▶ [Recorded information]
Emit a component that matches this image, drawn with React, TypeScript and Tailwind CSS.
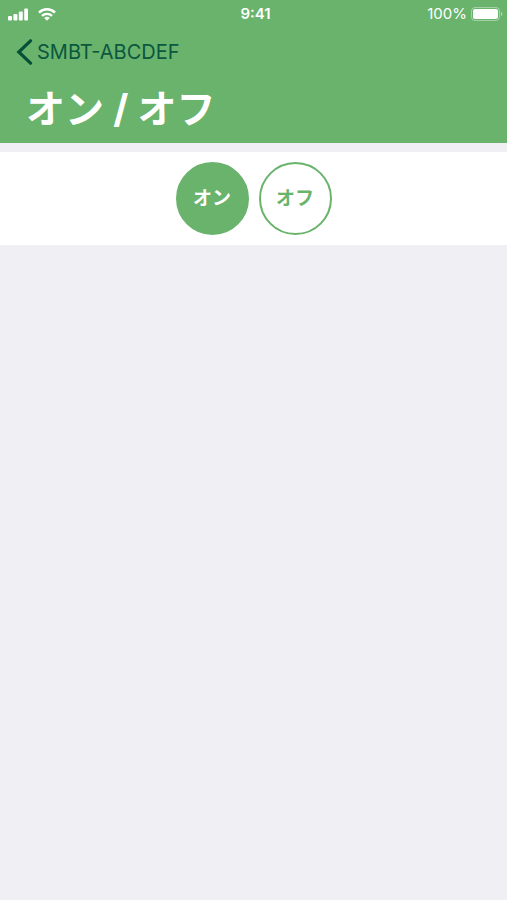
import { useState } from 'react';

type Power = 'on' | 'off';

const OPTIONS: { value: Power; label: string }[] = [
  { value: 'on', label: 'オン' },
  { value: 'off', label: 'オフ' },
];

function SignalIcon() {
  return (
    <svg width="20" height="13" viewBox="0 0 20 13" fill="currentColor" aria-hidden="true">
      <rect x="0" y="8" width="4" height="4.5" rx="1" />
      <rect x="5.4" y="6" width="4" height="6.5" rx="1" />
      <rect x="10.8" y="3.5" width="4" height="9" rx="1" />
      <rect x="16.2" y="0.5" width="3.8" height="12" rx="1" />
    </svg>
  );
}

function WifiIcon() {
  return (
    <svg width="18" height="13" viewBox="0 0 18 13" fill="none" stroke="currentColor" aria-hidden="true">
      <path d="M1 4.6a11.4 11.4 0 0 1 16 0" strokeWidth="2.5" />
      <path d="M4 7.8a7.2 7.2 0 0 1 10 0" strokeWidth="2.3" />
      <path d="M9 12.8 6.2 10a4 4 0 0 1 5.6 0Z" fill="currentColor" stroke="none" />
    </svg>
  );
}

function BatteryIcon() {
  return (
    <svg width="32" height="14" viewBox="0 0 32 14" fill="none" aria-hidden="true">
      <rect x="0.5" y="0.5" width="28" height="13" rx="3.5" stroke="currentColor" strokeOpacity="0.4" />
      <rect x="2" y="2" width="25" height="10" rx="2" fill="currentColor" />
      <path d="M30 4.8c1.8.8 1.8 3.6 0 4.4Z" fill="currentColor" fillOpacity="0.5" />
    </svg>
  );
}

function StatusBar() {
  return (
    <div className="grid h-7 grid-cols-3 items-center pr-1 pl-2 text-[15px] text-white">
      <div className="flex items-center gap-2.5">
        <SignalIcon />
        <WifiIcon />
      </div>
      <span className="text-center font-semibold">9:41</span>
      <div className="flex items-center justify-end gap-1">
        <span>100%</span>
        <BatteryIcon />
      </div>
    </div>
  );
}

export default function App() {
  const [power, setPower] = useState<Power>('on');

  return (
    <div className="min-h-screen bg-[#efeff4] font-['Inter','Noto_Sans_CJK_JP',sans-serif]">
      <header className="bg-[#69b36c]">
        <StatusBar />
        <nav className="flex h-12 items-center px-4">
          <a href="#devices" className="flex items-center gap-1 text-xl text-[#0b5740]">
            <svg width="17" height="26" viewBox="0 0 17 26" fill="none" aria-hidden="true">
              <path d="M14.5 1.8 2.8 13l11.7 11.2" stroke="#075038" strokeWidth="3.2" strokeLinecap="round" />
            </svg>
            SMBT-ABCDEF
          </a>
        </nav>
        <h1 className="px-6.5 pt-[3px] pb-1 text-[39px] leading-[60px] font-bold text-white">オン / オフ</h1>
      </header>

      {/* 電源の切り替え */}
      <main className="mt-[9px] flex justify-center gap-2.5 bg-white py-2.5">
        {OPTIONS.map(({ value, label }) => (
          <button
            key={value}
            type="button"
            aria-pressed={power === value}
            onClick={() => setPower(value)}
            className={`size-[73px] rounded-full border-2 border-[#69b36c] pt-0.5 text-[19px] font-bold ${
              power === value ? 'bg-[#69b36c] text-white' : 'bg-white text-[#69b36c]'
            }`}
          >
            {label}
          </button>
        ))}
      </main>
    </div>
  );
}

▶ [Do this] The material above holds pictures; copy everything else in it exactly.

▶ [Response below]
Emit a component that matches this image, drawn with React, TypeScript and Tailwind CSS.
import { useState } from 'react';

type Power = 'on' | 'off';

const OPTIONS: { value: Power; label: string }[] = [
  { value: 'on', label: 'オン' },
  { value: 'off', label: 'オフ' },
];

function SignalIcon() {
  return (
    <svg width="20" height="13" viewBox="0 0 20 13" fill="currentColor" aria-hidden="true">
      <rect x="0" y="8" width="4" height="4.5" rx="1" />
      <rect x="5.4" y="6" width="4" height="6.5" rx="1" />
      <rect x="10.8" y="3.5" width="4" height="9" rx="1" />
      <rect x="16.2" y="0.5" width="3.8" height="12" rx="1" />
    </svg>
  );
}

function WifiIcon() {
  return (
    <svg width="18" height="13" viewBox="0 0 18 13" fill="none" stroke="currentColor" aria-hidden="true">
      <path d="M1 4.6a11.4 11.4 0 0 1 16 0" strokeWidth="2.5" />
      <path d="M4 7.8a7.2 7.2 0 0 1 10 0" strokeWidth="2.3" />
      <path d="M9 12.8 6.2 10a4 4 0 0 1 5.6 0Z" fill="currentColor" stroke="none" />
    </svg>
  );
}

function BatteryIcon() {
  return (
    <svg width="32" height="14" viewBox="0 0 32 14" fill="none" aria-hidden="true">
      <rect x="0.5" y="0.5" width="28" height="13" rx="3.5" stroke="currentColor" strokeOpacity="0.4" />
      <rect x="2" y="2" width="25" height="10" rx="2" fill="currentColor" />
      <path d="M30 4.8c1.8.8 1.8 3.6 0 4.4Z" fill="currentColor" fillOpacity="0.5" />
    </svg>
  );
}

function StatusBar() {
  return (
    <div className="grid h-7 grid-cols-3 items-center pr-1 pl-2 text-[15px] text-white">
      <div className="flex items-center gap-2.5">
        <SignalIcon />
        <WifiIcon />
      </div>
      <span className="text-center font-semibold">9:41</span>
      <div className="flex items-center justify-end gap-1">
        <span>100%</span>
        <BatteryIcon />
      </div>
    </div>
  );
}

export default function App() {
  const [power, setPower] = useState<Power>('on');

  return (
    <div className="min-h-screen bg-[#efeff4] font-['Inter','Noto_Sans_CJK_JP',sans-serif]">
      <header className="bg-[#69b36c]">
        <StatusBar />
        <nav className="flex h-12 items-center px-4">
          <a href="#devices" className="flex items-center gap-1 text-xl text-[#0b5740]">
            <svg width="17" height="26" viewBox="0 0 17 26" fill="none" aria-hidden="true">
              <path d="M14.5 1.8 2.8 13l11.7 11.2" stroke="#075038" strokeWidth="3.2" strokeLinecap="round" />
            </svg>
            SMBT-ABCDEF
          </a>
        </nav>
        <h1 className="px-6.5 pt-[3px] pb-1 text-[39px] leading-[60px] font-bold text-white">オン / オフ</h1>
      </header>

      {/* 電源の切り替え */}
      <main className="mt-[9px] flex justify-center gap-2.5 bg-white py-2.5">
        {OPTIONS.map(({ value, label }) => (
          <button
            key={value}
            type="button"
            aria-pressed={power === value}
            onClick={() => setPower(value)}
            className={`size-[73px] rounded-full border-2 border-[#69b36c] pt-0.5 text-[19px] font-bold ${
              power === value ? 'bg-[#69b36c] text-white' : 'bg-white text-[#69b36c]'
            }`}
          >
            {label}
          </button>
        ))}
      </main>
    </div>
  );
}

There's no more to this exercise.